Trends and Newsworthiness
On average, stories about trending topics, breaking news, and headline news are ranked more highly. The top positions in the feed are often reserved for the leading newsworthy news of the day.
Trends are observed by monitoring multiple external data sources, both public and proprietary. The system monitors what is trending on the internet at large, as well as what is trending on Microsoft canvasses and Bing search. These signals are combined and averaged to rate each content item on its potential to be trending: Items with more potential are ranked higher in the feed.
Stories from well-known national or global news publishers have a heavier weight, because consumers and publishers alike view them as more authoritative and trusted. However, stories from local or less well-known brands are also important components of personalized feeds and are often ranked highly due to other signals.
The algorithms do not yet consider authority by topic: for example, some publishers are more authoritative in the area of sports, while others specialize in politics. This is an area Microsoft expects to improve in future ranking updates.

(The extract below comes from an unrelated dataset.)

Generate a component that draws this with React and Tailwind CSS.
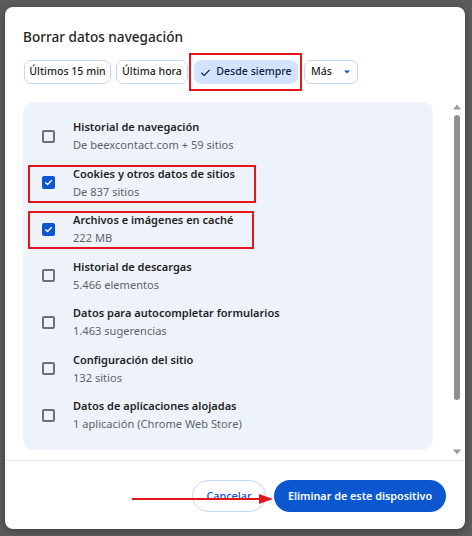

Negative Signals and Clickbait
Some content generates clicks, but also generates dissatisfaction from users who perceive a headline to be misleading (not delivering the content the headline promised) or the story of lower quality: Examples include headlines that are misleading, exaggerate the story, or are overly shocking or emotional. Popularly known as clickbait, this content may be ranked lower based on user behavior that suggests dissatisfaction through actions such as high bounce rate.
Specific patterns include:
A headline that goes beyond a teaser, especially with the overuse of the adverb “this” (e.g., Never Drink This on a Plane).
A headline that misrepresents the actual story content and/or import, thereby failing to meet reader expectations. A broken promise may range from omitting an asset (such as a video referenced in the headline) or not addressing the key information at all.
With our continuing effort to improve product quality, we recently raised the bar for showing content which could drive discomfort to our audience. Your content may be affected if the title, body, or image is disgusting, or titillating. This includes topics like:
· Bodily functions (e.g., flatulence, excrement, urination, pimple popping)
· Sexually transmitted diseases
· Lewd encounters (e.g., meetings with sex workers, public sex, public nudity) where there is no broader societal relevance such as a political scandal.
· Stories about crimes that describe excessive detail (for instance, the specifics of a sexual act or a gruesome murder) that go beyond the bare facts.
· Titillating stories (e.g., sexual behaviors, adult sexual advice) which can be inappropriate to serve to all audiences.
· Sexual deviance and bestiality
· Animals having sex
· Decomposition (e.g., meat filled with maggots)
Depending on severity, such content may have limited exposure or removed accordingly, leading to an article-level impression decrease.
Celebrity Gossip: We are now limiting exposure of celebrity content focusing on (but not limited to) celebrity fights, sexualizing what celebrities are wearing, wardrobe malfunctions, day to day celebrity activities, relationship issues, etc. This content will still appear on Microsoft Start pages, however, will only be exposed to users who seek this type of content.
While engaging in nature, this type of content could have sensational titles that invite the user to click and read about a relatively minor event.